I liked Phil Jackson more before reading this book. If you like basketball a lot, you’ll enjoy this book. Otherwise, too much of it replays old games, long forgotten. The structure of the book alternates between Charley Rosen who writes well, and Phil Jackson who tries harder, and writes longer and with more stories.

Here are two samples, with applications for managers. First, good advice on how to handle veteran workers:

“Coaching veteran players can also be difficult because they don’t want to hear a coach constantly chirping at them after every botched assignment. Vets will invariably resist any suggestion that there are inadequacies in their games. Even when their bad habits are revealed again and again as they watch game tapes, the vets refuse to claim their own frailties and prefer to blame somebody else.
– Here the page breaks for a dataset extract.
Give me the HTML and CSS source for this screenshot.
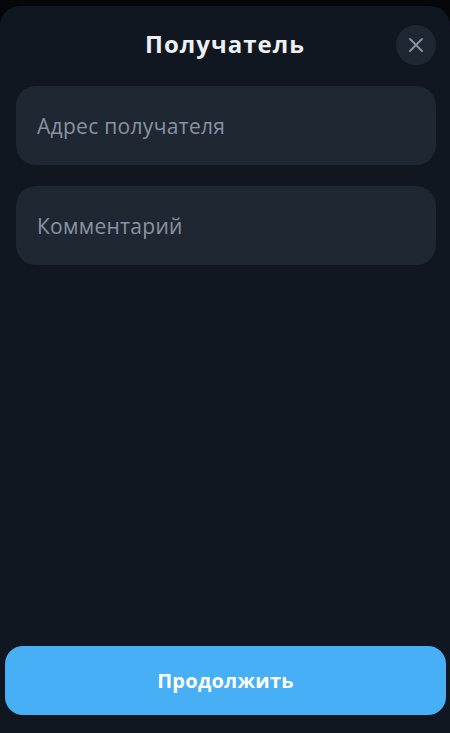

It’s a delicate balance for a coach; you have to work in a territory that doesn’t threaten the veteran players and put them on the defensive. With the Lakers, I had to register the veteran players’ errors in a nonverbal but unmistakable fashion. I call this style of coaching ‘I know that you know that I know.’ By this process the team understood that certain players had been dealt with in a way that upheld my standards.”

Next, bad advice on setting false goals:

“We needed to finish off the season by winning all of our remaining six games to bring our season’s total to seventy. In truth, winning seventy meant nothing, but I told the guys it was important only as a way to try to keep their juices flowing. In fact, it had been several weeks since we’d clinched having the league’s best record and enjoying the home-court advantage throughout the play-offs. And the guys really hadn’t let up.”

Lots of managers put out false goals in the hope that already-motivated workers will continue to excel. Usually, once discovered, these false goals prove managers as manipulators, and trust declines. Real goals are then doubted. Read this book if you love basketball, but emulate management advice only with great care.